GOAL: Wherever the string "would" appears in a line, extract that line.

DATASET ENTRIES:
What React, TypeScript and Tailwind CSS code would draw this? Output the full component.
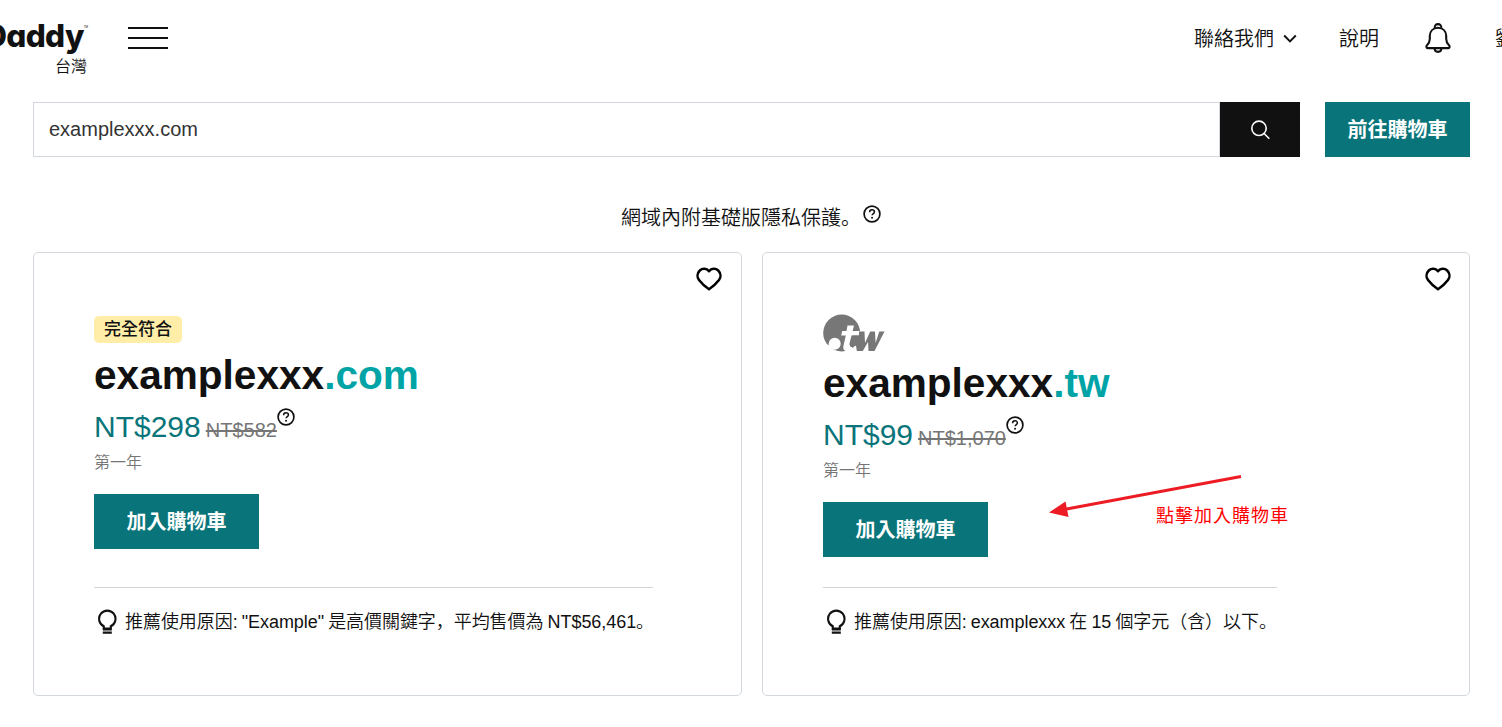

* * *

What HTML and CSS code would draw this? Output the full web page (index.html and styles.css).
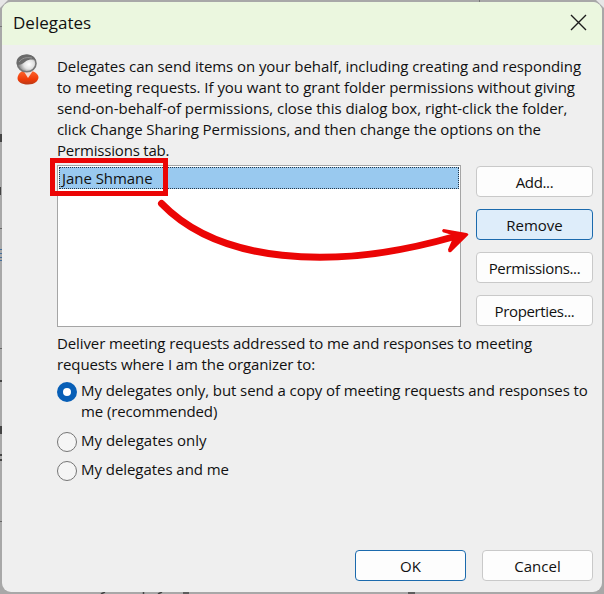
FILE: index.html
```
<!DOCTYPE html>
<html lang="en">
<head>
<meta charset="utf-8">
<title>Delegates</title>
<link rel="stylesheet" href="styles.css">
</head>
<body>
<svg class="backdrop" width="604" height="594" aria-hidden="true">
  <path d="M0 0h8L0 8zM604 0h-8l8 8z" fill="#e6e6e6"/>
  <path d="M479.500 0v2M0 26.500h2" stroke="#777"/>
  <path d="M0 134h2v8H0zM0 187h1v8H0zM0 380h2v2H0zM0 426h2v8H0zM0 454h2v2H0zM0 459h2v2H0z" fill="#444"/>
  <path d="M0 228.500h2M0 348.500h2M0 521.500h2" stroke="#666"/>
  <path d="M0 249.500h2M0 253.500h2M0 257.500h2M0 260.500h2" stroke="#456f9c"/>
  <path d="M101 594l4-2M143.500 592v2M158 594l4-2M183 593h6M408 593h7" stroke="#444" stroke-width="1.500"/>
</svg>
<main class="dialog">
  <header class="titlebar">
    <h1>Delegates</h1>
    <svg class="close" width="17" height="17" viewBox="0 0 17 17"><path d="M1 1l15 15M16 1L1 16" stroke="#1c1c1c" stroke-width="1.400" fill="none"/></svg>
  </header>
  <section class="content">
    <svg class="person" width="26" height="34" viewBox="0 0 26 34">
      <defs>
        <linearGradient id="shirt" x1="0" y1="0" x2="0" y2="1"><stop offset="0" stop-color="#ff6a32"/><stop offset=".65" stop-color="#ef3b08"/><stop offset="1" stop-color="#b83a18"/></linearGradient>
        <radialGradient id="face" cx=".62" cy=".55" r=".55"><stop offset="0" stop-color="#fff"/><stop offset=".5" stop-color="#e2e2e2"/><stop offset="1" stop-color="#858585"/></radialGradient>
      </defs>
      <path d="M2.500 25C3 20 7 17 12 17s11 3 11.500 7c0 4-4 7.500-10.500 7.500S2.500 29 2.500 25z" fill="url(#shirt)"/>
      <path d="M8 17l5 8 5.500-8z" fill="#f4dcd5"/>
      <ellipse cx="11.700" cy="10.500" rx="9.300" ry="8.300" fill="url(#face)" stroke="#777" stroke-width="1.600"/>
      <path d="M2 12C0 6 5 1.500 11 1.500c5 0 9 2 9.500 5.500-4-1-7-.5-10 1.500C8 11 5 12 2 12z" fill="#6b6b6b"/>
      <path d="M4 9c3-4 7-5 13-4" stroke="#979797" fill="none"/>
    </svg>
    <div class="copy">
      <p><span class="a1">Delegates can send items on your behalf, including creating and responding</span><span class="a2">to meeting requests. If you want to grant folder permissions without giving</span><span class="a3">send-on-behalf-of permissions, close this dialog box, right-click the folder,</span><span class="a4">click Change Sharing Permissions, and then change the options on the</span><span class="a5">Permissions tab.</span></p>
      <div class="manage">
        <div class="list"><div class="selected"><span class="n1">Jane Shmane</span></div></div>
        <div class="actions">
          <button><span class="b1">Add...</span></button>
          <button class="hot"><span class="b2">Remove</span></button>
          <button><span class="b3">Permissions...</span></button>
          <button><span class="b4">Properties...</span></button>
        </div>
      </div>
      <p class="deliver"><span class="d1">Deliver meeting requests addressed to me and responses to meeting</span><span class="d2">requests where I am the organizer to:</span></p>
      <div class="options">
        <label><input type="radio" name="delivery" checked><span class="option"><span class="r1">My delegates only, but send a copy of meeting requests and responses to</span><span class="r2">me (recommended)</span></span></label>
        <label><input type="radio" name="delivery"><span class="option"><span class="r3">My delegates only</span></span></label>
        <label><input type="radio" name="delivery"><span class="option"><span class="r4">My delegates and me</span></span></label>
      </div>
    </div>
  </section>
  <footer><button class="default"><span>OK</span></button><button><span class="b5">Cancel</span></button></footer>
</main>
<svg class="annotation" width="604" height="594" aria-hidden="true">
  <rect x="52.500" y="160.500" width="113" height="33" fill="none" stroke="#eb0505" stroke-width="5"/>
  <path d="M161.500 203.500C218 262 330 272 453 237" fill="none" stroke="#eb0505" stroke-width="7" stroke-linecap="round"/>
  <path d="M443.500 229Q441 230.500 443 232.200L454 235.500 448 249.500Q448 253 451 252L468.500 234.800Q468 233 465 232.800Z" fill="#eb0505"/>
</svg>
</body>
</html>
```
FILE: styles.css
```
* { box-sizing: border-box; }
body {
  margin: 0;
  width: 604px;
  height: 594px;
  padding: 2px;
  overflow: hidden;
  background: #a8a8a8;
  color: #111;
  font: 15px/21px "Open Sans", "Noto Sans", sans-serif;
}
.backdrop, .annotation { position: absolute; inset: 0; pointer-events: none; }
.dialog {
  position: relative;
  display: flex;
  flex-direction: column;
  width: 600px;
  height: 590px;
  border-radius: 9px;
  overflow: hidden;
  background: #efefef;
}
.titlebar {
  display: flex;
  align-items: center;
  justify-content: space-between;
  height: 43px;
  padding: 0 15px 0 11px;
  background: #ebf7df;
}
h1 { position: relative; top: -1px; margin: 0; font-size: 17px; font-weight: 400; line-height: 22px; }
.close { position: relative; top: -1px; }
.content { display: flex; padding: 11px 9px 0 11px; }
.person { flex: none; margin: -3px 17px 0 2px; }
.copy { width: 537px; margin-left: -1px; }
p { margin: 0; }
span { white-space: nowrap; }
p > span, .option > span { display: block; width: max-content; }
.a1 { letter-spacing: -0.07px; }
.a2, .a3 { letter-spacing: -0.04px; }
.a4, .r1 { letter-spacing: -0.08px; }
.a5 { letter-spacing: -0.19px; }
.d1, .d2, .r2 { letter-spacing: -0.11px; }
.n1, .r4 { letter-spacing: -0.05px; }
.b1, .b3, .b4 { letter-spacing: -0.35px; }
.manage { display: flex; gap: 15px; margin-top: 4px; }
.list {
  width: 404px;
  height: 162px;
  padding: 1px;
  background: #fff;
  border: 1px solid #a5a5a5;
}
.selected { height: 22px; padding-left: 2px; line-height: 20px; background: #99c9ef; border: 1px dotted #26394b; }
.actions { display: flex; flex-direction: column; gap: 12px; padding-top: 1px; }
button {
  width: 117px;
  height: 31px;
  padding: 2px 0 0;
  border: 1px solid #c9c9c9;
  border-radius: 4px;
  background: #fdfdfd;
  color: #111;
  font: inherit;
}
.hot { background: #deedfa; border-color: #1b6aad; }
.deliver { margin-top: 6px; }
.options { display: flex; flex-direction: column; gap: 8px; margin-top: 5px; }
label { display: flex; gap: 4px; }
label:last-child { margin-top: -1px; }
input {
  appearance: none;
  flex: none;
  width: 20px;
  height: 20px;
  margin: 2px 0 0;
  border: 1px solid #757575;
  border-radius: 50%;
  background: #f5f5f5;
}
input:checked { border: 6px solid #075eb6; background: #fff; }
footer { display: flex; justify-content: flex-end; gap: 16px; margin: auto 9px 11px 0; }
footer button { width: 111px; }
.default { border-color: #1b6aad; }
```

--

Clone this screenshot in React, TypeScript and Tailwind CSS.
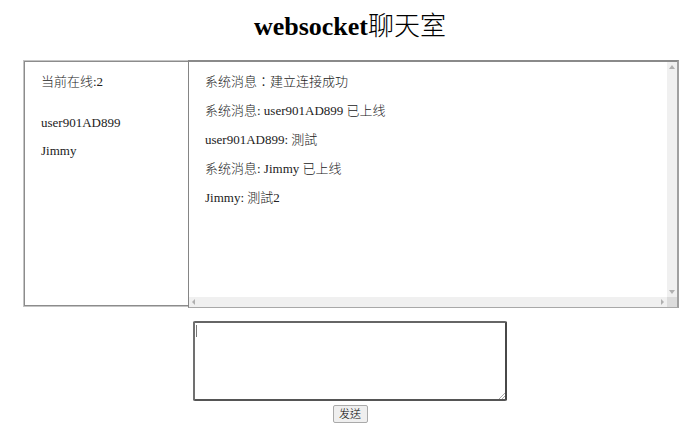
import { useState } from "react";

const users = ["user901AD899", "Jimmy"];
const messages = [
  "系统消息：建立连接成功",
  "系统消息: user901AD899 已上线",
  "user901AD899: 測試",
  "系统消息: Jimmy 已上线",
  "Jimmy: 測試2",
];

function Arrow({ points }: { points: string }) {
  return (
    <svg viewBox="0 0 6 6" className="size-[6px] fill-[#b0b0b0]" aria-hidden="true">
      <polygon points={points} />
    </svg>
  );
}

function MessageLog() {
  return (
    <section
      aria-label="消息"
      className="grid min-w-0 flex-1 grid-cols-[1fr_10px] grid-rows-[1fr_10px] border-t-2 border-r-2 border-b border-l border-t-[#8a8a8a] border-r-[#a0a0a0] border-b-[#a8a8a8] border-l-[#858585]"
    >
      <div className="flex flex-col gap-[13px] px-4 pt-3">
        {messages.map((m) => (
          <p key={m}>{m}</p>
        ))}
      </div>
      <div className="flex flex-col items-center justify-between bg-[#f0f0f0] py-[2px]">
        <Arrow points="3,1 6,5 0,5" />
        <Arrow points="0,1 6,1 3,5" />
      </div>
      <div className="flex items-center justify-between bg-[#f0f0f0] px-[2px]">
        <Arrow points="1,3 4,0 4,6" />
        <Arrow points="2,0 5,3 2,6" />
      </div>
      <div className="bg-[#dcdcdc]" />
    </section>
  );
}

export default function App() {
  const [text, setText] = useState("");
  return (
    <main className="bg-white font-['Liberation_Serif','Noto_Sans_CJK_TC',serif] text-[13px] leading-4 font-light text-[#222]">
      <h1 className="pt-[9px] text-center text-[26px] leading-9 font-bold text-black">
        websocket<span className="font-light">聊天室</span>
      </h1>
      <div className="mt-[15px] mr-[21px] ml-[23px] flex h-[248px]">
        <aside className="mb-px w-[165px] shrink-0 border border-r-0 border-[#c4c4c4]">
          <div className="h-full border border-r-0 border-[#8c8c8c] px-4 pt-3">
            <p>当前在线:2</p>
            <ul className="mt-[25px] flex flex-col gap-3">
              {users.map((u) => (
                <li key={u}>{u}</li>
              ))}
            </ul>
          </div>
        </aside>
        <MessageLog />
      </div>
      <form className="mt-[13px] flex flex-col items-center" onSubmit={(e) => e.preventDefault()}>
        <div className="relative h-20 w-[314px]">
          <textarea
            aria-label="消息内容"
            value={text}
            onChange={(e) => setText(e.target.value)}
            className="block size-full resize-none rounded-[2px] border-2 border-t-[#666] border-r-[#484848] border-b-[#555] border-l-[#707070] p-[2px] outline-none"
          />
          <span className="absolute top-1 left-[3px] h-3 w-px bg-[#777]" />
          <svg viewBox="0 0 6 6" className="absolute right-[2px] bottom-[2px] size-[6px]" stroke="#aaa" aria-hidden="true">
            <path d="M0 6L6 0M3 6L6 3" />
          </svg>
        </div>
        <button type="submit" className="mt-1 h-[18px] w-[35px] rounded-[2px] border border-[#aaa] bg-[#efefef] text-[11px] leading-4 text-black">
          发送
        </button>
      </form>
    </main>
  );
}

WRITTEN SOLUTION:
What React, TypeScript and Tailwind CSS code would draw this? Output the full component.
What HTML and CSS code would draw this? Output the full web page (index.html and styles.css).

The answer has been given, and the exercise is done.